═══ INFORMATION SUPPLIED
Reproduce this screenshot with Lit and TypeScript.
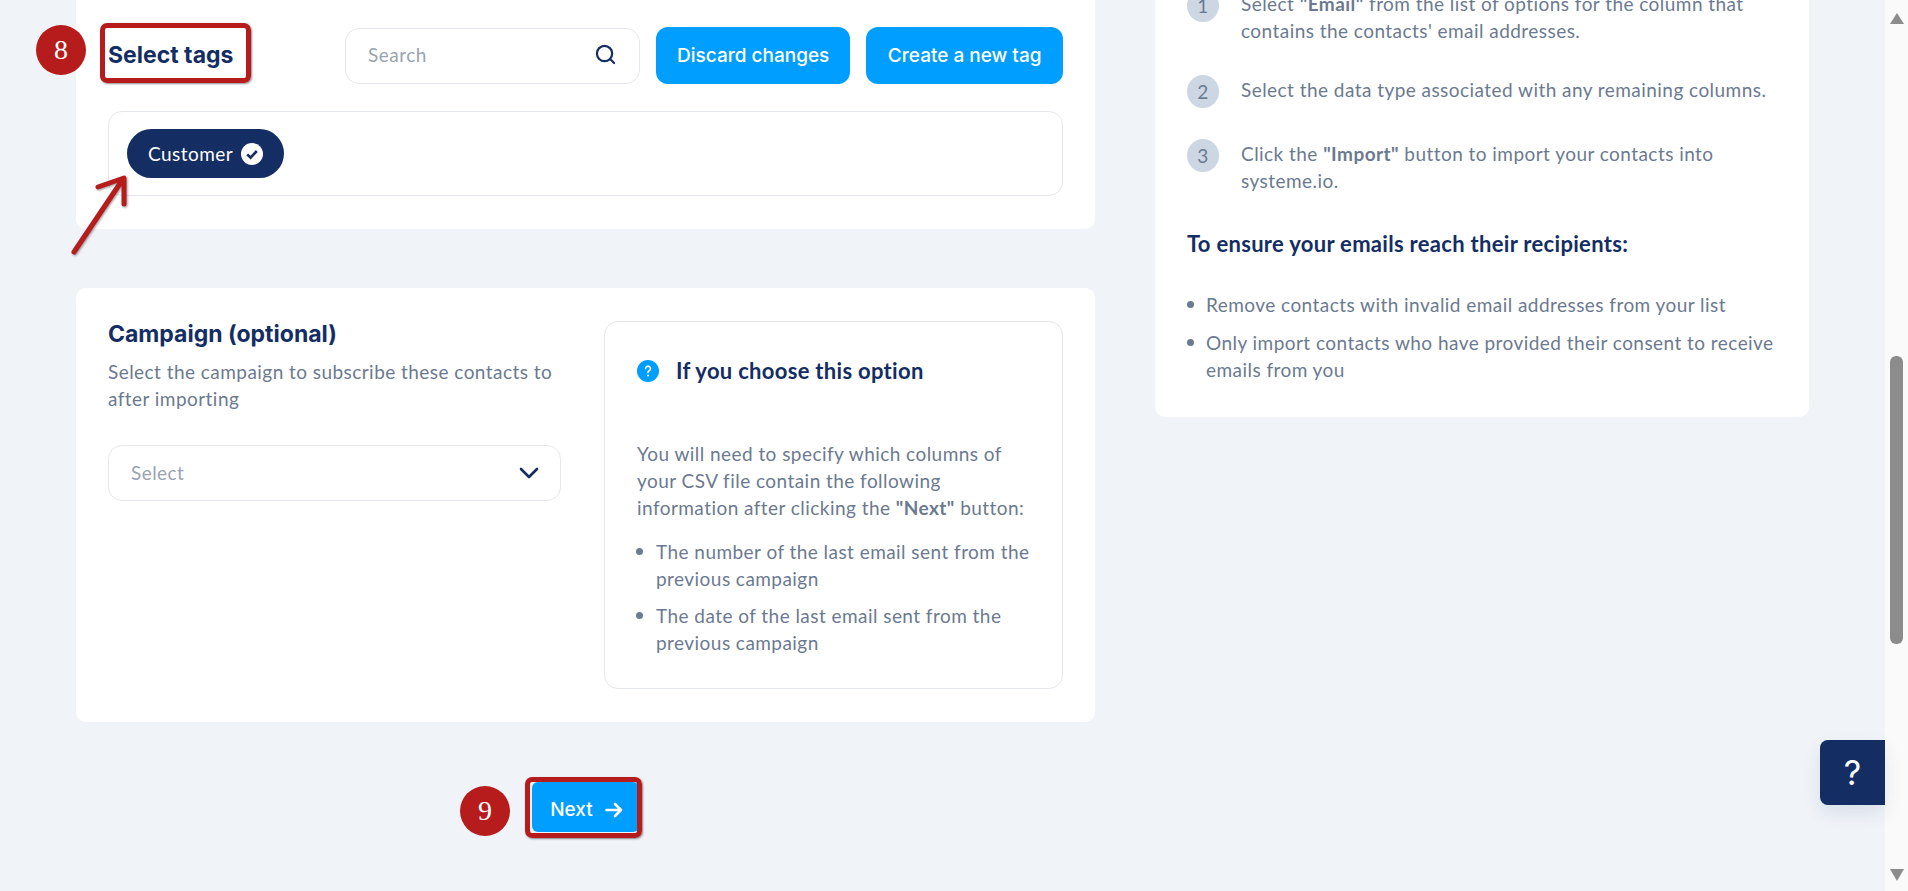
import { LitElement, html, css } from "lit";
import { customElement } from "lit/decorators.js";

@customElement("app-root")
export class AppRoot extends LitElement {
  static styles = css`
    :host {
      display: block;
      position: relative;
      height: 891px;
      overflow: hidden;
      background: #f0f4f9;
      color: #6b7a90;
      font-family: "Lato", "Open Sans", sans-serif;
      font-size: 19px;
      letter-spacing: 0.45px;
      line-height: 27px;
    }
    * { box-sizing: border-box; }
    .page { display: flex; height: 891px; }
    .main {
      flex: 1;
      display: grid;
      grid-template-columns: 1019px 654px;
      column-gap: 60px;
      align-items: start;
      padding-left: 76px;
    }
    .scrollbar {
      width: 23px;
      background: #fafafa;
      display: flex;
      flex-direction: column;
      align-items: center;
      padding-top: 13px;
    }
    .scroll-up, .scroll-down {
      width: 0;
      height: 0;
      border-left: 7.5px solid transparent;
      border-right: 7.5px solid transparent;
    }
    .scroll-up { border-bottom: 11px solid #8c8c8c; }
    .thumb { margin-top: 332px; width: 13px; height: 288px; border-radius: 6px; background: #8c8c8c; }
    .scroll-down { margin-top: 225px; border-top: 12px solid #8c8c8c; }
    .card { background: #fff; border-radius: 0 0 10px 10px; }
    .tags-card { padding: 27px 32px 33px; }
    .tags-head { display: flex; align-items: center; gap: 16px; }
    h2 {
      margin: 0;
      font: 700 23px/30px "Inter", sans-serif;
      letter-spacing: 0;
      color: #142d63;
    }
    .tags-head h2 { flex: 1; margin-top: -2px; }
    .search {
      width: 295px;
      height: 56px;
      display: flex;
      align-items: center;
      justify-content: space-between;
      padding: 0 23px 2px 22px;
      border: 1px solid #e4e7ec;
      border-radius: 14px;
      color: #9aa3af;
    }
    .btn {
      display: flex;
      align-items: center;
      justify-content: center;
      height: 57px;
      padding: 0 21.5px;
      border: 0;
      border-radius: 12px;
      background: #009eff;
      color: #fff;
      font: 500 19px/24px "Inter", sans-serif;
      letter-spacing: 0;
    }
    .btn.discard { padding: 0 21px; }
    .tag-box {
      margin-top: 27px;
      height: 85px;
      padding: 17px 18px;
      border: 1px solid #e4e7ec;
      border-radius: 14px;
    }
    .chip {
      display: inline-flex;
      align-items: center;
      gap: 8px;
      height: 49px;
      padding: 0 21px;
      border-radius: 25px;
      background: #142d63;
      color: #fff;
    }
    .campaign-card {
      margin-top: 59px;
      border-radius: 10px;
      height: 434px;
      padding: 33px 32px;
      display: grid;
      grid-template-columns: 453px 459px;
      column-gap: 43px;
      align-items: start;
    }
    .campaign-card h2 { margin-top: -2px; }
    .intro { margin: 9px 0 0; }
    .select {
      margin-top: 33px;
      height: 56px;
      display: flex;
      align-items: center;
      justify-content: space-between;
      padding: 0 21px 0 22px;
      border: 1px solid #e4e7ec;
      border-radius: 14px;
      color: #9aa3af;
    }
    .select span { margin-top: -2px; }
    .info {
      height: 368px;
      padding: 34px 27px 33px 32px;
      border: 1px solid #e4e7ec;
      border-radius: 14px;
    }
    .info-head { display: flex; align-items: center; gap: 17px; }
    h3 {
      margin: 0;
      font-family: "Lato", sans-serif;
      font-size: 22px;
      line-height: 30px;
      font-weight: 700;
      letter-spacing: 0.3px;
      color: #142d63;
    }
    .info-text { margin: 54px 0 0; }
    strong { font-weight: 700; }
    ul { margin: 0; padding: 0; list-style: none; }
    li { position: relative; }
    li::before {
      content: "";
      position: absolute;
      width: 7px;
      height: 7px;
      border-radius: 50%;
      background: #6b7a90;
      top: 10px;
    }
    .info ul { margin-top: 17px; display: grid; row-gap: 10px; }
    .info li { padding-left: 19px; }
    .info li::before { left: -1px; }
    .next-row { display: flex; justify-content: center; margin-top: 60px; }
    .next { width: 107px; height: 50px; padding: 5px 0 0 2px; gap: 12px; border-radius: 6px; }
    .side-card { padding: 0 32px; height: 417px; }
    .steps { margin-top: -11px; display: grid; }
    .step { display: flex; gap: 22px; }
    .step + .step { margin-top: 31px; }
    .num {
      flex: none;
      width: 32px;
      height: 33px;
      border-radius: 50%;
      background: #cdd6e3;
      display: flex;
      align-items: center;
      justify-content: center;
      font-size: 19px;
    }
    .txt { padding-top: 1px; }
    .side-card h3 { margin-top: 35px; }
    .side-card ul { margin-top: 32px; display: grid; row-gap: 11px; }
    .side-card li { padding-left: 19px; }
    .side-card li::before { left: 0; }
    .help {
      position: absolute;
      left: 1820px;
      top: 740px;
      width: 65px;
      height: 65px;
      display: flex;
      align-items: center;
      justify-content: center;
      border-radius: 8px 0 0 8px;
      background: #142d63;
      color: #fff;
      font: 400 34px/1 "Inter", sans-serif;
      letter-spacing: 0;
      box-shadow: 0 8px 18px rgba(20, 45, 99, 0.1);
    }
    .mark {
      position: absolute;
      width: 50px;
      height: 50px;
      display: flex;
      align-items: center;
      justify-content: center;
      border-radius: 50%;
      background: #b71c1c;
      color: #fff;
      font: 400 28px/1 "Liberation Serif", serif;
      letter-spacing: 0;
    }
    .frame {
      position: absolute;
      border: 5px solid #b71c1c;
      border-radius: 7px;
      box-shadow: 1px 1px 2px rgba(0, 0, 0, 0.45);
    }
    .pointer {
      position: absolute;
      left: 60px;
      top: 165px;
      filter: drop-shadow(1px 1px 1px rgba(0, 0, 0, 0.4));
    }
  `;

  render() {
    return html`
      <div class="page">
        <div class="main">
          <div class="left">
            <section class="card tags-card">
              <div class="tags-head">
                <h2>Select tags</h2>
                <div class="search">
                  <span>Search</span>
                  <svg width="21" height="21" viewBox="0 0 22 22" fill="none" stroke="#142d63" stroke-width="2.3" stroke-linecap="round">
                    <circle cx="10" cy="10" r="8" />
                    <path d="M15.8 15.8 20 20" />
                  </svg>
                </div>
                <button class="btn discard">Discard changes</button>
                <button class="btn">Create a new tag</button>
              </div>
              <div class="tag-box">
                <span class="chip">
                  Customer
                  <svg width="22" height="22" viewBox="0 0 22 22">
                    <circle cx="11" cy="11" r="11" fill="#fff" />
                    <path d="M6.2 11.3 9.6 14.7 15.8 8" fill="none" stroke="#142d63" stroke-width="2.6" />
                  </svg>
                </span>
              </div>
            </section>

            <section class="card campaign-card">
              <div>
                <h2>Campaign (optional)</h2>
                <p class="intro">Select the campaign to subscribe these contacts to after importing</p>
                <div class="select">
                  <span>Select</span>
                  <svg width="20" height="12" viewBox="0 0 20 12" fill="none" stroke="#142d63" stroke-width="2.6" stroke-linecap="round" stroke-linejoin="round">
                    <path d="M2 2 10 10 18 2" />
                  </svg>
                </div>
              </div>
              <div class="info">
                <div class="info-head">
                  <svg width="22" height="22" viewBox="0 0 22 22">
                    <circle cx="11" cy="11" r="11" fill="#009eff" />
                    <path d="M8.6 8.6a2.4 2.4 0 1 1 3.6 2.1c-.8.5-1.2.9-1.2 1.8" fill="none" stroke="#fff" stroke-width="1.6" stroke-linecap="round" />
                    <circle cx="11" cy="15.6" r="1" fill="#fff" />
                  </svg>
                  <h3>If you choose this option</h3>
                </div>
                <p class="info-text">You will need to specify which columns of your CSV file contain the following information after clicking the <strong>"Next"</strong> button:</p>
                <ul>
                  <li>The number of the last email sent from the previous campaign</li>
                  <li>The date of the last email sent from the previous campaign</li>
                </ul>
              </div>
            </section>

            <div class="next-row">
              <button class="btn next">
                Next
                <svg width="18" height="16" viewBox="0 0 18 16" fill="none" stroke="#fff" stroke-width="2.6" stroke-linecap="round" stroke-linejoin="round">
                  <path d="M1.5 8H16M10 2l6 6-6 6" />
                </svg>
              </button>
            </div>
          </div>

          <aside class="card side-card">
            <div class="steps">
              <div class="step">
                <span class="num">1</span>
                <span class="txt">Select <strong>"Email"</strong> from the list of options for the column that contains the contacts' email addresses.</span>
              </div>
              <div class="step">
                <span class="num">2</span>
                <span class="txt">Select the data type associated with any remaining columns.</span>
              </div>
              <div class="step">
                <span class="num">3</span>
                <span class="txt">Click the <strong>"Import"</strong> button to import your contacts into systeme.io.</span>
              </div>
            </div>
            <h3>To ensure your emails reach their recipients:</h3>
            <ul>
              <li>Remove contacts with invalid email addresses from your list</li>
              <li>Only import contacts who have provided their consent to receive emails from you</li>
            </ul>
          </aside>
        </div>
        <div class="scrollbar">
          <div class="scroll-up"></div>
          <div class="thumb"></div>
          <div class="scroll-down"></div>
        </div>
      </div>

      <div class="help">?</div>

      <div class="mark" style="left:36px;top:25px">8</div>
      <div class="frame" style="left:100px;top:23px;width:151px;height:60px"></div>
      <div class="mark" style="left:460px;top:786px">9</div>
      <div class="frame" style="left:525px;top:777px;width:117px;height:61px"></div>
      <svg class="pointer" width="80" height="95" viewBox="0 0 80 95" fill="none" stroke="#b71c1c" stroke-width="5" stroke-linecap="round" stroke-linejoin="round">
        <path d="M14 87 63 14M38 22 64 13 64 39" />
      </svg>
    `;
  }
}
══════
(WRITTEN EXERCISE):
Show every line of the listing in which the string "with" can be found.

(EXPECTED ANSWER):
Reproduce this screenshot with Lit and TypeScript.
                <span class="txt">Select the data type associated with any remaining columns.</span>
              <li>Remove contacts with invalid email addresses from your list</li>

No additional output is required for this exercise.